### [Source records]
---

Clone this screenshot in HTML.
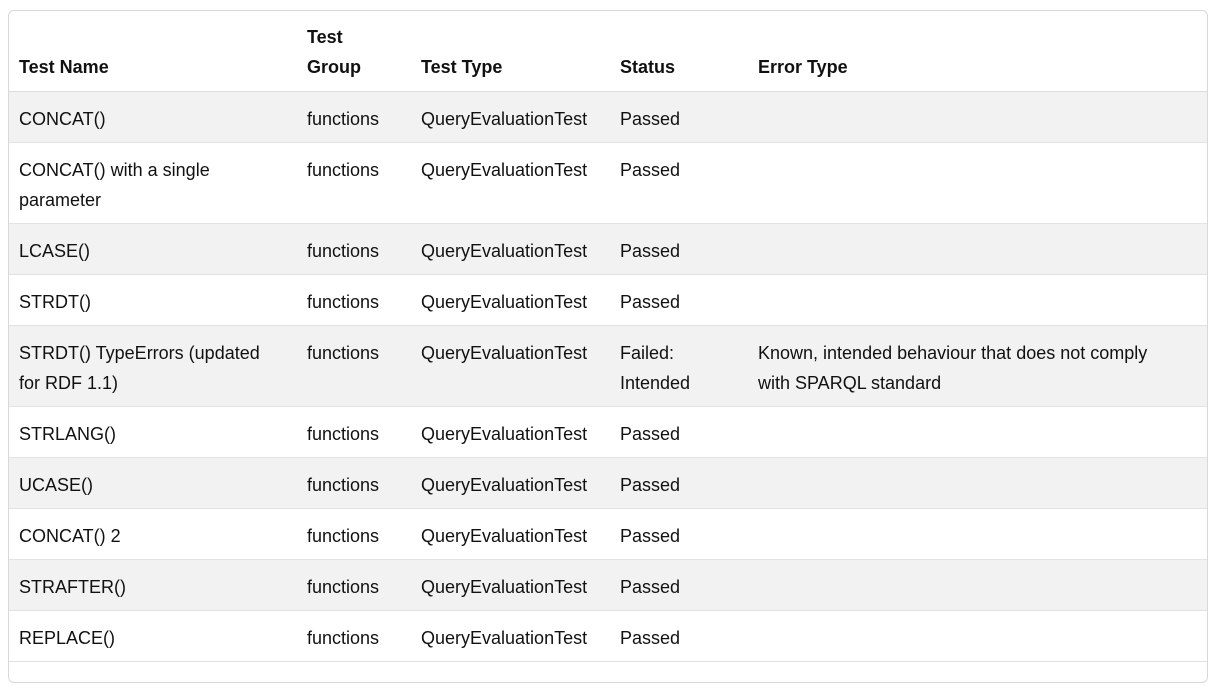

---

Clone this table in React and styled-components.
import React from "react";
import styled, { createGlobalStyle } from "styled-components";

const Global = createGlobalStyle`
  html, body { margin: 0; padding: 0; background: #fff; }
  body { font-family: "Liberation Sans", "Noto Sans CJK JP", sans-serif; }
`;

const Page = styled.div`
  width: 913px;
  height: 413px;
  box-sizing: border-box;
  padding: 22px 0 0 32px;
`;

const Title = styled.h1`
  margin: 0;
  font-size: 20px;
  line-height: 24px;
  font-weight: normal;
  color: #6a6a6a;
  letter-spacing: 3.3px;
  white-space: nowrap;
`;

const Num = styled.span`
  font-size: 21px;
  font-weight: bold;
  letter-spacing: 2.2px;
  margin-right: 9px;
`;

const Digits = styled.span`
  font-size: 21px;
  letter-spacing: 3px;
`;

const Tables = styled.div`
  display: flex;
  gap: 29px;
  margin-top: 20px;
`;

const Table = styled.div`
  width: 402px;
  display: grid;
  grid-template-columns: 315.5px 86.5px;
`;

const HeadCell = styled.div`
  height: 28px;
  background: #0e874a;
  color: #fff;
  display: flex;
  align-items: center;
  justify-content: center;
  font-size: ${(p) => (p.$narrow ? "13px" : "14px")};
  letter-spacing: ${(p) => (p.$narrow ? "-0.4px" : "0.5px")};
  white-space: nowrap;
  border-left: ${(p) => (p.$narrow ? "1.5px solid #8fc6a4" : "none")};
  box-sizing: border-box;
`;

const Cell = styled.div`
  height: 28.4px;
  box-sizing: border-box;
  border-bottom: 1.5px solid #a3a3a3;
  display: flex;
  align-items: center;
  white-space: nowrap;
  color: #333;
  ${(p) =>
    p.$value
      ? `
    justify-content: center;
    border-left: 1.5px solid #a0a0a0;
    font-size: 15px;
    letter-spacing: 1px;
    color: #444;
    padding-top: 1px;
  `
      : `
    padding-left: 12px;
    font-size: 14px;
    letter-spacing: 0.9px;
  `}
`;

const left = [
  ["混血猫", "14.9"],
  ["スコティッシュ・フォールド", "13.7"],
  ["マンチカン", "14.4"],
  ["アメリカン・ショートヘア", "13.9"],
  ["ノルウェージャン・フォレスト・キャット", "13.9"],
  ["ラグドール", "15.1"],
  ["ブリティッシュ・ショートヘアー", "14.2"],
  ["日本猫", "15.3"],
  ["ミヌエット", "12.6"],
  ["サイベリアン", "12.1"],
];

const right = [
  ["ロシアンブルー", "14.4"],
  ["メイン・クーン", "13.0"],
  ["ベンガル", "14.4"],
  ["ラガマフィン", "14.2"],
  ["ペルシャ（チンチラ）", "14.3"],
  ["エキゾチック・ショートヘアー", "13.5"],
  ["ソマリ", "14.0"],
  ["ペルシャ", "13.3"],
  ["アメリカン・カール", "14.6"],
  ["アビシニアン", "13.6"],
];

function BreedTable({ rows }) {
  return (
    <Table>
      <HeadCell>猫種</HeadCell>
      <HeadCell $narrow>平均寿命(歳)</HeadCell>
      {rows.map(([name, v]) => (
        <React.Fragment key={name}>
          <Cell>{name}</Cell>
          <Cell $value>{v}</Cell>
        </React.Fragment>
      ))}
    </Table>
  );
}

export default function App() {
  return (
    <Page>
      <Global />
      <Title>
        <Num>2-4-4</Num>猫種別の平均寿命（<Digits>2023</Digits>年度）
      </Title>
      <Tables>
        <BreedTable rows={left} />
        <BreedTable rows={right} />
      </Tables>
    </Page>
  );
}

---

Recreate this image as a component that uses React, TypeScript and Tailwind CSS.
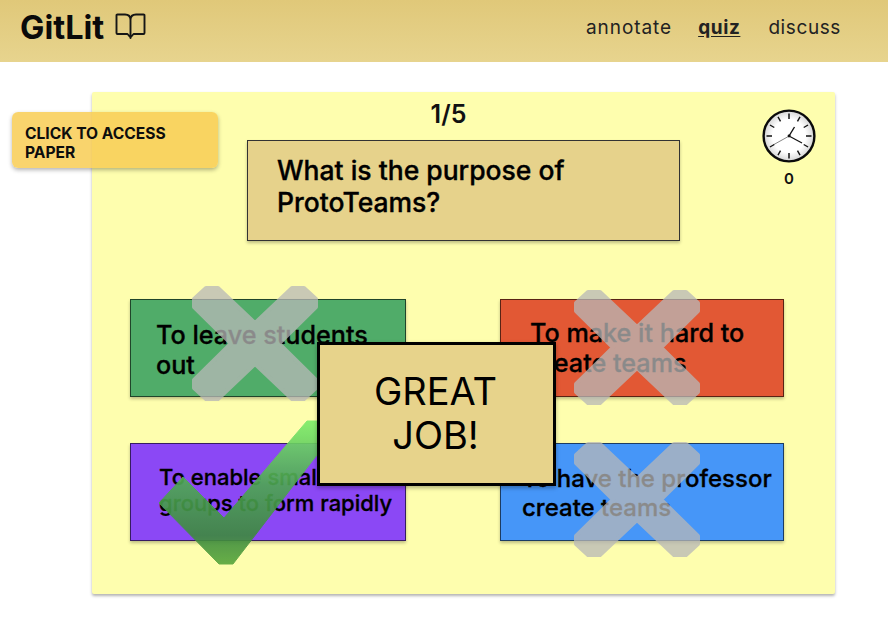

---

For this exercise, gather every line of the data that contains the word "React".

### [Solution]
Clone this table in React and styled-components.
import React from "react";
        <React.Fragment key={name}>
        </React.Fragment>
Recreate this image as a component that uses React, TypeScript and Tailwind CSS.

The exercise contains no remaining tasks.